Ohio Public Library Information Network
- Formation: June 12, 1996
- Purpose: provide Internet services to Ohio public libraries for use by Ohioans
- Headquarters: 2323 West Fifth Ave, Suite 130, Columbus, Ohio 43204-4897
- Region served: Ohio
- Director: Don Yarman
- Staff: 5
- Website: OPLIN

= Ohio Public Library Information Network =

The Ohio Public Library Information Network (OPLIN) is a state agency that provides Internet access to the 251 Ohio public libraries for use by the residents of Ohio. OPLIN also provides Ohioans with free home access to high-quality, subscription research databases.

OPLIN's purpose is to ensure that all Ohioans have equal access to information, regardless of its format or location. This information includes Ohio public library resources; regional, state, and federal resources; and electronic information resources.

OPLIN is established by the Ohio Revised Code section 3375.64 as an independent agency within the State Library of Ohio. OPLIN is governed by an eleven-member Board of Trustees, who are appointed by the State Library Board and may serve no more than two consecutive, three-year terms.

== History ==
OPLIN was first conceptualized in 1994, as a group effort of Ohio's public libraries and the Ohio Library Council. Ohio Governor George Voinovich supported the idea in his 1995 State of the State Address, and in June 1995, the organization first appeared in the state budget. OPLIN was officially dedicated by Voinovich on June 12, 1996.

In the 2001 Ecom-Ohio report released by Governor Taft's Office, OPLIN was credited with providing 4,478 public access workstations at local public libraries, almost twice as many available from all other state agencies combined. As of 2015, there are approximately 13,000 public computers in Ohio public libraries.

Up until 2008, OPLIN was re-created every two years in Ohio's biennial budget language. Specifically, OPLIN's governance and budget were defined in separate lines within the State Library of Ohio's budget. OPLIN now exists in permanent law. The Ohio Public Library Information Network is defined in the Ohio Revised Code as "... an independent agency within the state library of Ohio, for the purpose of ensuring equity of access to electronic information for all residents of this state."

== The Ohio Web Library ==
OPLIN and the other partners in Libraries Connect Ohio (including OhioLINK, INFOhio, and State Library of Ohio) purchase subscription databases and make them available to all Ohio citizens as part of the Ohio Web Library. Using IP geolocation, anyone on an Ohio-based computer, whether in a library or at home, has automatic access to these resources. They can also be accessed by anyone using an Ohio public library card.

OPLIN’s Find a Library tool allows users to quickly locate and map libraries around the state, or search all Ohio public library websites in one place.

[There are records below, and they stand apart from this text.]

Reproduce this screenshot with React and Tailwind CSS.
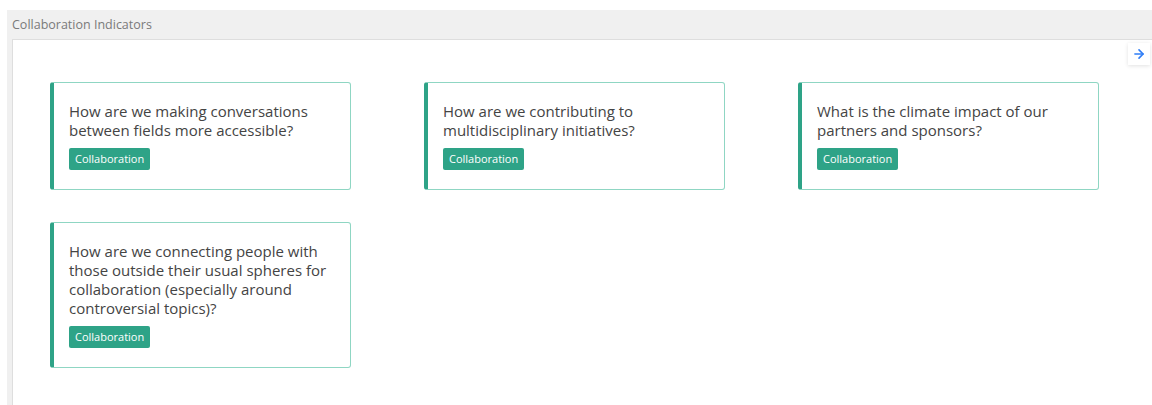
import { ArrowRight } from "lucide-react";

const questions = [
  "How are we making conversations between fields more accessible?",
  "How are we contributing to multidisciplinary initiatives?",
  "What is the climate impact of our partners and sponsors?",
  "How are we connecting people with those outside their usual spheres for collaboration (especially around controversial topics)?",
];

function IndicatorCard({ text }) {
  return (
    <div className="w-[301px] rounded-[3px] border border-[#8fd6c3] border-l-4 border-l-[#2ea387] bg-white pl-[15px] pr-4 pt-[19px] pb-[19px]">
      <p className="text-[15px] leading-[19px] text-[#444]">{text}</p>
      <span className="mt-2 inline-block rounded-[2px] bg-[#2ea387] px-[6px] text-[11px] leading-[22px] text-white">
        Collaboration
      </span>
    </div>
  );
}

export default function App() {
  return (
    <div className="min-h-[405px] bg-white pt-[10px] pl-[7px] font-['Open_Sans',sans-serif]">
      <div className="flex min-h-[395px] flex-col bg-[#f0f0f0]">
        {/* panel header */}
        <div className="h-[29px] pl-[5px] pt-[7px] text-[12.5px] leading-[16px] text-[#7a7a7a]">
          Collaboration Indicators
        </div>
        <div className="relative ml-[5px] flex-1 border-t border-l border-[#dedede] bg-white pl-[37px] pt-[42px] pb-8">
          <button className="absolute top-[3px] right-[2px] flex h-[22px] w-[22px] items-center justify-center bg-white shadow-[0_1px_4px_rgba(0,0,0,0.12)]">
            <ArrowRight className="h-[14px] w-[14px] text-[#2f7df6]" strokeWidth={2.8} />
          </button>
          <div className="grid grid-cols-[301px_301px_301px] gap-x-[73px] gap-y-[32px] items-start">
            {questions.map((q) => (
              <IndicatorCard key={q} text={q} />
            ))}
          </div>
        </div>
      </div>
    </div>
  );
}
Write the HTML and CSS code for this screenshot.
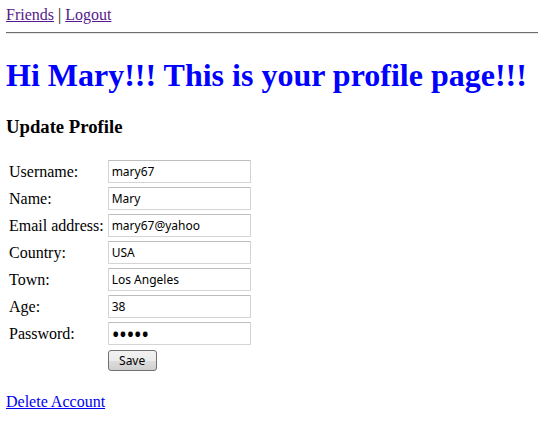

OPLIN hosts the popular online identification tools What Tree Is It?, What’s That Snake?, and What’s the Point?. Other Ohio-related minisites include Evolution of Ohio.

The OPLIN 4cast is a weekly compilation of public library headlines, topics, and trends, published in a blog format.

What Does This Mean to Me, Laura is a blog that seeks to break down new technologies for library staff.